Red Doc>
- First edition
- Author: Anne Carson
- Publisher: Alfred A. Knopf
- Publication date: 2013
- Awards: Griffin Poetry Prize
- Preceded by: Autobiography of Red

= Red Doc =

Book by Anne Carson

Red Doc> is a book by classicist and poet Anne Carson, which combines poetry, prose, and drama. Published in 2013, it resumes the story of her 1998 verse novel Autobiography of Red.

The characters of both poems are modern re-imaginings of the Greek mythological figures Geryon and Herakles, as described in Stesichoros' poem Geryoneis. Stesichoros' poem retells the tenth labour of Herakles, in which Herakles kills the monster Geryon, a winged red being, in order to steal his cattle. In Autobiography of Red, Geryon was a teenage boy, artistic and gay, in love with the popular and charming Herakles. Red Doc> resumes their story as adults. Geryon is now known as G, and Herakles is referred to in the poem as Sad But Great after his return from war with PTSD. G and Sad go on a road trip with an artist named Ida to make their way to visit G's dying mother.

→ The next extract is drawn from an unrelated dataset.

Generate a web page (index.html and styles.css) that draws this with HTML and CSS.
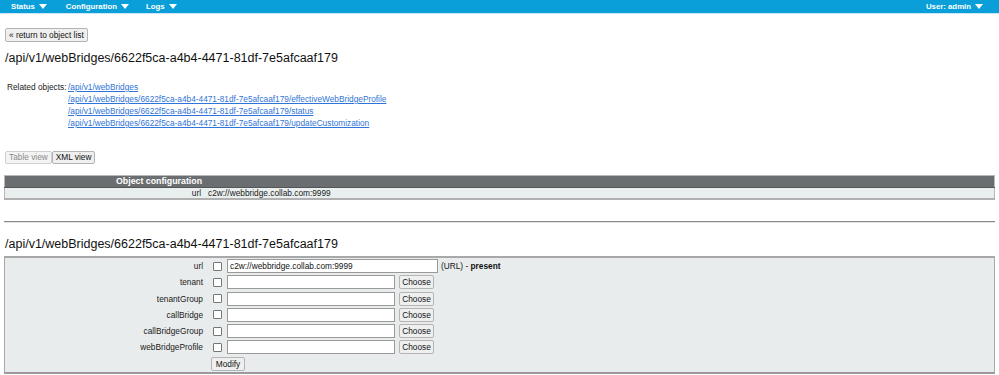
FILE: index.html
```html
<!DOCTYPE html>
<html>
<head>
<meta charset="utf-8">
<link rel="stylesheet" href="styles.css">
</head>
<body>
<div class="nav">
  <div class="nav-left">
    <span class="nav-item">Status <span class="tri"></span></span>
    <span class="nav-item">Configuration <span class="tri"></span></span>
    <span class="nav-item">Logs <span class="tri"></span></span>
  </div>
  <div class="nav-right">
    <span class="nav-item">User: admin <span class="tri"></span></span>
  </div>
</div>
<div class="content">
  <div class="row-back"><button class="btn">« return to object list</button></div>
  <h1 class="title">/api/v1/webBridges/6622f5ca-a4b4-4471-81df-7e5afcaaf179</h1>
  <div class="related">
    <span class="rel-label">Related objects:</span>
    <div class="rel-links">
      <a href="#">/api/v1/webBridges</a>
      <a href="#">/api/v1/webBridges/6622f5ca-a4b4-4471-81df-7e5afcaaf179/effectiveWebBridgeProfile</a>
      <a href="#">/api/v1/webBridges/6622f5ca-a4b4-4471-81df-7e5afcaaf179/status</a>
      <a href="#">/api/v1/webBridges/6622f5ca-a4b4-4471-81df-7e5afcaaf179/updateCustomization</a>
    </div>
  </div>
  <div class="views">
    <button class="btn disabled">Table view</button><button class="btn">XML view</button>
  </div>
  <table class="config">
    <tr class="head"><th class="c1">Object configuration</th><th></th></tr>
    <tr class="data"><td class="c1">url</td><td class="c2">c2w://webbridge.collab.com:9999</td></tr>
  </table>
  <div class="sep"></div>
  <h2 class="title title2">/api/v1/webBridges/6622f5ca-a4b4-4471-81df-7e5afcaaf179</h2>
  <div class="form">
    <div class="frow">
      <span class="flabel">url</span><span class="cb"></span><span class="inp wide">c2w://webbridge.collab.com:9999</span><span class="note">(URL) - <b>present</b></span>
    </div>
    <div class="frow">
      <span class="flabel">tenant</span><span class="cb"></span><span class="inp"></span><button class="btn choose">Choose</button>
    </div>
    <div class="frow">
      <span class="flabel">tenantGroup</span><span class="cb"></span><span class="inp"></span><button class="btn choose">Choose</button>
    </div>
    <div class="frow">
      <span class="flabel">callBridge</span><span class="cb"></span><span class="inp"></span><button class="btn choose">Choose</button>
    </div>
    <div class="frow">
      <span class="flabel">callBridgeGroup</span><span class="cb"></span><span class="inp"></span><button class="btn choose">Choose</button>
    </div>
    <div class="frow">
      <span class="flabel">webBridgeProfile</span><span class="cb"></span><span class="inp"></span><button class="btn choose">Choose</button>
    </div>
    <div class="frow">
      <span class="flabel"></span><button class="btn modify">Modify</button>
    </div>
  </div>
</div>
</body>
</html>
```
FILE: styles.css
```css
html, body {
  margin: 0;
  padding: 0;
  background: #ffffff;
}
body {
  font-family: "Liberation Sans", Arial, sans-serif;
  font-size: 8.3px;
  color: #1a1a1a;
}
.nav {
  height: 13px;
  background: #0a9fd8;
  border-bottom: 1px solid #c9e8f4;
  display: flex;
  justify-content: space-between;
  align-items: center;
  color: #fff;
  font-weight: bold;
  font-size: 7.8px;
}
.nav-left {
  display: flex;
  padding-left: 11px;
  gap: 17px;
}
.nav-left .nav-item:nth-child(2) { margin-left: 2px; }
.nav-right {
  padding-right: 16px;
}
.nav-item {
  display: inline-flex;
  align-items: center;
  gap: 4px;
  white-space: nowrap;
}
.tri {
  display: inline-block;
  width: 0;
  height: 0;
  border-left: 4px solid transparent;
  border-right: 4px solid transparent;
  border-top: 5px solid #fff;
}
.content {
  padding: 0 4px;
}
.btn {
  font-family: "Liberation Sans", Arial, sans-serif;
  font-size: 8.3px;
  color: #111;
  background: #efefef;
  border: 1px solid #b4b4b4;
  border-radius: 2px;
  padding: 0 3px;
  height: 14px;
  line-height: 12px;
  margin: 0;
}
.btn.disabled {
  color: #8a8a8a;
  background: #f4f4f4;
  border-color: #cfcfcf;
}
.row-back {
  margin-top: 14px;
  padding-left: 1px;
  height: 14px;
}
.title {
  margin: 9px 0 0 1px;
  font-weight: normal;
  font-size: 12.5px;
  line-height: 15px;
  color: #111;
}
.related {
  margin-top: 15px;
  display: flex;
  padding-left: 3px;
  line-height: 12px;
}
.rel-label {
  width: 61px;
}
.rel-links {
  display: flex;
  flex-direction: column;
}
.rel-links a {
  color: #2f74d8;
  text-decoration: underline;
}
.views {
  margin-top: 22px;
  padding-left: 1px;
  display: flex;
  height: 13px;
}
.views .btn {
  height: 13px;
  line-height: 11px;
}
.config {
  margin-top: 11px;
  width: 100%;
  border-collapse: collapse;
  border: 1px solid #b8b8b8;
  border-bottom: 2px solid #b0b0b0;
}
.config th, .config td {
  padding: 0;
}
.config .head th {
  height: 11px;
  line-height: 11px;
  border-bottom: 1px solid #555;
}
.config .data td {
  height: 10px;
  line-height: 10px;
}
.config .head {
  background: #6b6e70;
  color: #fff;
  font-size: 8.8px;
}
.config .data {
  background: #e9eeee;
}
.config .c1 {
  width: 196px;
  text-align: right;
  padding-right: 2px;
}
.config .data .c1 {
  padding-right: 3px;
}
.config .c2 {
  text-align: left;
  padding-left: 4px;
}
.sep {
  margin-top: 21px;
  border-top: 1px solid #8a8a8a;
  border-bottom: 1px solid #e2e2e2;
}
.title2 {
  margin-top: 14px;
}
.form {
  margin-top: 4px;
  background: #e9ecec;
  border: 1px solid #a8a8a8;
  border-top: 2px solid #a8a8a8;
  border-bottom: 2px solid #9a9a9a;
  padding: 0;
}
.frow {
  display: flex;
  align-items: center;
  height: 16.25px;
}
.flabel {
  width: 198px;
  text-align: right;
}
.cb {
  width: 7px;
  height: 7px;
  border: 1px solid #777;
  border-radius: 1px;
  background: #fff;
  margin-left: 10px;
}
.inp {
  margin-left: 5px;
  width: 164px;
  height: 12px;
  line-height: 12px;
  border: 1px solid #9a9a9a;
  background: #fff;
  padding-left: 2px;
  color: #111;
}
.inp.wide {
  width: 207px;
}
.note {
  margin-left: 3px;
  color: #111;
}
.note b { font-weight: bold; }
.choose {
  margin-left: 4px;
  height: 14px;
  width: 35px;
  padding: 0;
  text-align: center;
}
.modify {
  margin-left: 8px;
  width: 34px;
  padding: 0;
  height: 14px;
}
```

Red Doc> was reviewed by Katryn Schulz as "greater than... the sum of its parts," successfully bringing together disparate elements:
This is Carson's obsession, and her gift: to make meaning from the fragments we get, which are also all we get – of time, of the past, of each other. It doesn't last, of course; the arrow of gravity, like the arrow of time, points only in one direction. Still, for a moment, she gets it all to hang together up there, the joy made keener by the coming fall. Sad but great: In the end it seemed to me that Carson had found the proper name for everything – her character, this book, this life.

Red Doc> was awarded the 2014 Griffin Poetry Prize.